In this C++ tutorial, in the section titled “Standard exceptions”, there is this example code which uses a class derived from the standard exception class in the STL:

// standard exceptions
#include <iostream>
#include <exception>
using namespace std;

class myexception: public exception
{
  virtual const char* what() const throw()
  {
    return "My exception happened";
  }
} myex; //Declares an instance of myexception outside of the main function

int main () {
  try
  {
    throw myex;
  }
  catch (exception& e) //My question is regarding this line of code
  {
    cout << e.what() << endl;
  }
  return 0;
}

That code prints out My exception happened. However, if I remove the ampersand, it prints out std::exception, which is what happens when you call what() with the standard exception class, not the derived class.

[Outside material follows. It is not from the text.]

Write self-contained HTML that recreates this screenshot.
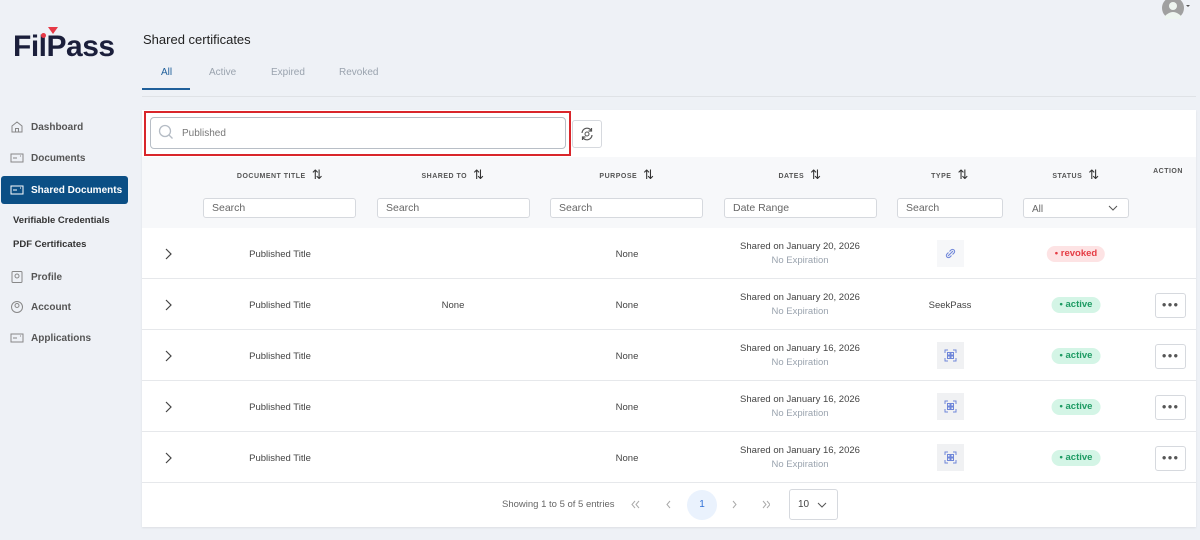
<!DOCTYPE html>
<html><head><meta charset="utf-8"><style>
*{box-sizing:border-box;margin:0;padding:0}
body{width:1200px;height:540px;background:#eef1f6;font-family:"Liberation Sans",sans-serif;position:relative;overflow:hidden;color:#333}
.abs{position:absolute}
.logo{left:13px;top:30px;font-size:30px;font-weight:bold;color:#1b1f3b;letter-spacing:-0.5px}
.nav{left:10px;font-size:10px;font-weight:bold;color:#555;display:flex;align-items:center;gap:7px}
.nav svg{width:14px;height:14px}
.active{left:1px;top:176px;width:127px;height:28px;background:#0b4f85;border-radius:3px;color:#fff}
.sub{left:13px;font-size:9.5px;font-weight:bold;color:#333}
.tabs span{position:absolute;top:67px;font-size:10px;color:#9aa3ae}
.card{left:142px;top:110px;width:1054px;height:417px;background:#fff;box-shadow:0 1px 2px rgba(0,0,0,.08)}
.hdr{left:142px;top:157px;width:1054px;height:71px;background:#f7f8fa}
.th{top:166px;font-size:7px;font-weight:bold;color:#555;letter-spacing:.5px;transform:translateX(-50%);white-space:nowrap}
.th b{font-size:13px;margin-left:6px;color:#333;font-weight:normal;position:relative;top:1px}
.in{top:198px;height:20px;border:1px solid #d6d9de;border-radius:3px;background:#fff;font-size:10.5px;color:#666;padding:3px 8px}
.row{left:142px;width:1054px;height:51px;border-bottom:1px solid #e6e8eb}
.c{position:absolute;font-size:9.5px;color:#444;transform:translateX(-50%);white-space:nowrap;text-align:center}
.d2{color:#9aa3ae;display:block;margin-top:3px}
.badge{position:absolute;transform:translateX(-50%);height:16px;border-radius:8px;font-size:9.5px;font-weight:bold;padding:2px 8px;white-space:nowrap}
.act{background:#d4f5e6;color:#1d9b63}
.rev{background:#fde3e4;color:#e53c44}
.dots{position:absolute;left:1013px;width:31px;height:25px;border:1px solid #d6d9de;border-radius:3px;text-align:center;font-size:8px;line-height:22px;color:#555;letter-spacing:1px}
.ico{position:absolute;left:795px;width:27px;height:27px;background:#f0f1f3}
.chev{position:absolute;left:22px;top:20px}
</style></head><body>
<div class="abs logo">Fil<span style="position:relative">P<span style="position:absolute;left:1px;top:-3px;width:0;height:0;border-left:5px solid transparent;border-right:5px solid transparent;border-top:7px solid #e63946"></span><span style="position:absolute;left:-6px;top:3px;width:5px;height:5px;border-radius:50%;background:#e63946"></span></span>ass</div>
<svg class="abs" style="left:1160px;top:0" width="30" height="22"><circle cx="13" cy="8" r="11" fill="#a0a0a0"/><circle cx="13" cy="6" r="4" fill="#eef5f0"/><path d="M5 16 Q13 8 21 16 L21 19 L5 19Z" fill="#eef5f0"/><path d="M26 5 l2 2 l2 -2z" fill="#555"/></svg>
<div class="abs" style="left:143px;top:32px;font-size:13px;color:#222">Shared certificates</div>
<div class="tabs"><span style="left:161px;color:#1f5f9a">All</span><span style="left:209px">Active</span><span style="left:271px">Expired</span><span style="left:339px">Revoked</span></div>
<div class="abs" style="left:142px;top:88px;width:48px;height:2px;background:#1f5f9a"></div>
<div class="abs" style="left:142px;top:96px;width:1054px;height:1px;background:#dfe2e6"></div>

<div class="abs nav" style="top:120px"><svg viewBox="0 0 14 14"><path d="M2 6 L7 2 L12 6 V12 H2Z M5.5 12 V8.5 H8.5 V12" fill="none" stroke="#888" stroke-width="1"/></svg>Dashboard</div>
<div class="abs nav" style="top:151px"><svg viewBox="0 0 14 14"><rect x="1" y="3" width="12" height="8" fill="none" stroke="#888"/><path d="M3 7h4M10 5h1" stroke="#888"/></svg>Documents</div>
<div class="abs active"></div>
<div class="abs nav" style="top:183px;color:#fff"><svg viewBox="0 0 14 14"><rect x="1" y="3" width="12" height="8" fill="none" stroke="#fff"/><path d="M3 7h4M10 5h1" stroke="#fff"/></svg>Shared Documents</div>
<div class="abs sub" style="top:215px">Verifiable Credentials</div>
<div class="abs sub" style="top:239px">PDF Certificates</div>
<div class="abs nav" style="top:270px"><svg viewBox="0 0 14 14"><rect x="2" y="1.5" width="10" height="11" rx="1" fill="none" stroke="#888"/><circle cx="7" cy="6" r="2" fill="none" stroke="#888"/></svg>Profile</div>
<div class="abs nav" style="top:300px"><svg viewBox="0 0 14 14"><circle cx="7" cy="7" r="5.5" fill="none" stroke="#888"/><circle cx="7" cy="5.5" r="2" fill="none" stroke="#888"/></svg>Account</div>
<div class="abs nav" style="top:331px"><svg viewBox="0 0 14 14"><rect x="1" y="3" width="12" height="8" fill="none" stroke="#888"/><path d="M3 7h4M10 5h1" stroke="#888"/></svg>Applications</div>

<div class="abs card"></div>
<div class="abs" style="left:144px;top:111px;width:427px;height:45px;border:2px solid #d9262b"></div>
<div class="abs" style="left:150px;top:117px;width:416px;height:32px;border:1px solid #b8bec6;border-radius:4px;background:#fff"></div>
<svg class="abs" style="left:158px;top:124px" width="16" height="16"><circle cx="7" cy="7" r="5.5" fill="none" stroke="#b5bcc5" stroke-width="1.3"/><path d="M11 11 L14.5 14.5" stroke="#b5bcc5" stroke-width="1.3"/></svg>
<div class="abs" style="left:182px;top:128px;font-size:10px;color:#777">Published</div>
<div class="abs" style="left:572px;top:120px;width:30px;height:28px;border:1px solid #d6d9de;border-radius:3px;background:#fff"></div>
<svg class="abs" style="left:579px;top:126px" width="16" height="16" viewBox="0 0 16 16"><path d="M3 7 A5 5 0 0 1 12.5 5 M13 9 A5 5 0 0 1 3.5 11" fill="none" stroke="#555" stroke-width="1.2"/><path d="M12.5 2 V5 H9.5 M3.5 14 V11 H6.5" fill="none" stroke="#555" stroke-width="1.2"/><circle cx="8" cy="8" r="2" fill="none" stroke="#555"/></svg>

<div class="abs hdr"></div>
<div class="abs th" style="left:280px">DOCUMENT TITLE<b>⇅</b></div>
<div class="abs th" style="left:453px">SHARED TO<b>⇅</b></div>
<div class="abs th" style="left:627px">PURPOSE<b>⇅</b></div>
<div class="abs th" style="left:800px">DATES<b>⇅</b></div>
<div class="abs th" style="left:950px">TYPE<b>⇅</b></div>
<div class="abs th" style="left:1076px">STATUS<b>⇅</b></div>
<div class="abs th" style="left:1168px;top:168px">ACTION</div>
<div class="abs in" style="left:203px;width:153px">Search</div>
<div class="abs in" style="left:377px;width:153px">Search</div>
<div class="abs in" style="left:550px;width:153px">Search</div>
<div class="abs in" style="left:724px;width:153px">Date Range</div>
<div class="abs in" style="left:897px;width:106px">Search</div>
<div class="abs in" style="left:1023px;width:106px;padding-top:5px;font-size:10px">All<svg style="position:absolute;right:10px;top:6px" width="10" height="6"><path d="M1 1 L5 5 L9 1" fill="none" stroke="#555"/></svg></div>

<div class="abs row" style="top:228px">
<svg class="chev" width="8" height="12"><path d="M2 1 L7 6 L2 11" fill="none" stroke="#444" stroke-width="1.2"/></svg>
<span class="c" style="left:138px;top:21px">Published Title</span>
<span class="c" style="left:485px;top:21px">None</span>
<span class="c" style="left:658px;top:13px">Shared on January 20, 2026<span class="d2">No Expiration</span></span>
<span class="ico" style="top:12px;background:#f6f7f9"><svg width="27" height="27"><path d="M11 16 l5 -5 M12.5 11.5 l1.5 -1.5 a2 2 0 0 1 3 3 l-1.5 1.5 M14.5 15.5 l-1.5 1.5 a2 2 0 0 1 -3 -3 l1.5 -1.5" fill="none" stroke="#6f86d9" stroke-width="1.1"/></svg></span>
<span class="badge rev" style="left:934px;top:18px">• revoked</span>
</div>
<div class="abs row" style="top:279px">
<svg class="chev" width="8" height="12"><path d="M2 1 L7 6 L2 11" fill="none" stroke="#444" stroke-width="1.2"/></svg>
<span class="c" style="left:138px;top:21px">Published Title</span>
<span class="c" style="left:311px;top:21px">None</span>
<span class="c" style="left:485px;top:21px">None</span>
<span class="c" style="left:658px;top:13px">Shared on January 20, 2026<span class="d2">No Expiration</span></span>
<span class="c" style="left:808px;top:21px">SeekPass</span>
<span class="badge act" style="left:934px;top:18px">• active</span>
<span class="dots" style="top:14px">●●●</span>
</div>
<div class="abs row" style="top:330px">
<svg class="chev" width="8" height="12"><path d="M2 1 L7 6 L2 11" fill="none" stroke="#444" stroke-width="1.2"/></svg>
<span class="c" style="left:138px;top:21px">Published Title</span>
<span class="c" style="left:485px;top:21px">None</span>
<span class="c" style="left:658px;top:13px">Shared on January 16, 2026<span class="d2">No Expiration</span></span>
<span class="ico" style="top:12px"><svg width="27" height="27"><path d="M8 11 V8 H11 M16 8 H19 V11 M19 16 V19 H16 M11 19 H8 V16" fill="none" stroke="#6f86d9"/><rect x="10.5" y="10.5" width="2.5" height="2.5" fill="none" stroke="#6f86d9"/><rect x="14" y="10.5" width="2.5" height="2.5" fill="none" stroke="#6f86d9"/><rect x="10.5" y="14" width="2.5" height="2.5" fill="none" stroke="#6f86d9"/><rect x="14" y="14" width="2.5" height="2.5" fill="none" stroke="#6f86d9"/></svg></span>
<span class="badge act" style="left:934px;top:18px">• active</span>
<span class="dots" style="top:14px">●●●</span>
</div>
<div class="abs row" style="top:381px">
<svg class="chev" width="8" height="12"><path d="M2 1 L7 6 L2 11" fill="none" stroke="#444" stroke-width="1.2"/></svg>
<span class="c" style="left:138px;top:21px">Published Title</span>
<span class="c" style="left:485px;top:21px">None</span>
<span class="c" style="left:658px;top:13px">Shared on January 16, 2026<span class="d2">No Expiration</span></span>
<span class="ico" style="top:12px"><svg width="27" height="27"><path d="M8 11 V8 H11 M16 8 H19 V11 M19 16 V19 H16 M11 19 H8 V16" fill="none" stroke="#6f86d9"/><rect x="10.5" y="10.5" width="2.5" height="2.5" fill="none" stroke="#6f86d9"/><rect x="14" y="10.5" width="2.5" height="2.5" fill="none" stroke="#6f86d9"/><rect x="10.5" y="14" width="2.5" height="2.5" fill="none" stroke="#6f86d9"/><rect x="14" y="14" width="2.5" height="2.5" fill="none" stroke="#6f86d9"/></svg></span>
<span class="badge act" style="left:934px;top:18px">• active</span>
<span class="dots" style="top:14px">●●●</span>
</div>
<div class="abs row" style="top:432px">
<svg class="chev" width="8" height="12"><path d="M2 1 L7 6 L2 11" fill="none" stroke="#444" stroke-width="1.2"/></svg>
<span class="c" style="left:138px;top:21px">Published Title</span>
<span class="c" style="left:485px;top:21px">None</span>
<span class="c" style="left:658px;top:13px">Shared on January 16, 2026<span class="d2">No Expiration</span></span>
<span class="ico" style="top:12px"><svg width="27" height="27"><path d="M8 11 V8 H11 M16 8 H19 V11 M19 16 V19 H16 M11 19 H8 V16" fill="none" stroke="#6f86d9"/><rect x="10.5" y="10.5" width="2.5" height="2.5" fill="none" stroke="#6f86d9"/><rect x="14" y="10.5" width="2.5" height="2.5" fill="none" stroke="#6f86d9"/><rect x="10.5" y="14" width="2.5" height="2.5" fill="none" stroke="#6f86d9"/><rect x="14" y="14" width="2.5" height="2.5" fill="none" stroke="#6f86d9"/></svg></span>
<span class="badge act" style="left:934px;top:18px">• active</span>
<span class="dots" style="top:14px">●●●</span>
</div>

<div class="abs" style="left:502px;top:499px;font-size:9.5px;color:#666">Showing 1 to 5 of 5 entries</div>
<svg class="abs" style="left:630px;top:500px" width="140" height="10"><path d="M5 1 L2 4.5 L5 8 M9 1 L6 4.5 L9 8 M40 1 L37 4.5 L40 8 M103 1 L106 4.5 L103 8 M133 1 L136 4.5 L133 8 M137 1 L140 4.5 L137 8" fill="none" stroke="#aaa"/></svg>
<div class="abs" style="left:687px;top:490px;width:30px;height:30px;border-radius:50%;background:#eaf2fd;color:#2f6fd6;font-size:10px;text-align:center;line-height:30px">1</div>
<div class="abs" style="left:789px;top:489px;width:49px;height:31px;border:1px solid #d6d9de;border-radius:3px;background:#fff;font-size:10px;color:#444;padding:9px 8px">10<svg style="position:absolute;right:10px;top:12px" width="10" height="6"><path d="M1 1 L5 5 L9 1" fill="none" stroke="#555"/></svg></div>
</body></html>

The website gives this explanation:

We have placed a handler that catches exception objects by reference
(notice the ampersand & after the type), therefore this catches also
classes derived from exception, like our myex object of class
myexception.

Is throwing myex kind of like “calling a the catch function, and passing myex as a parameter”? Because it that case, I would imagine that it doesn’t matter whether you throw the exception by value or by reference (that’s what the ampersand does right?), because you are still throwing a myexception rather than an exception. And due to dynamic binding and polymorphism or something like that, e.what() should still print out My exception happened rather than std::exception.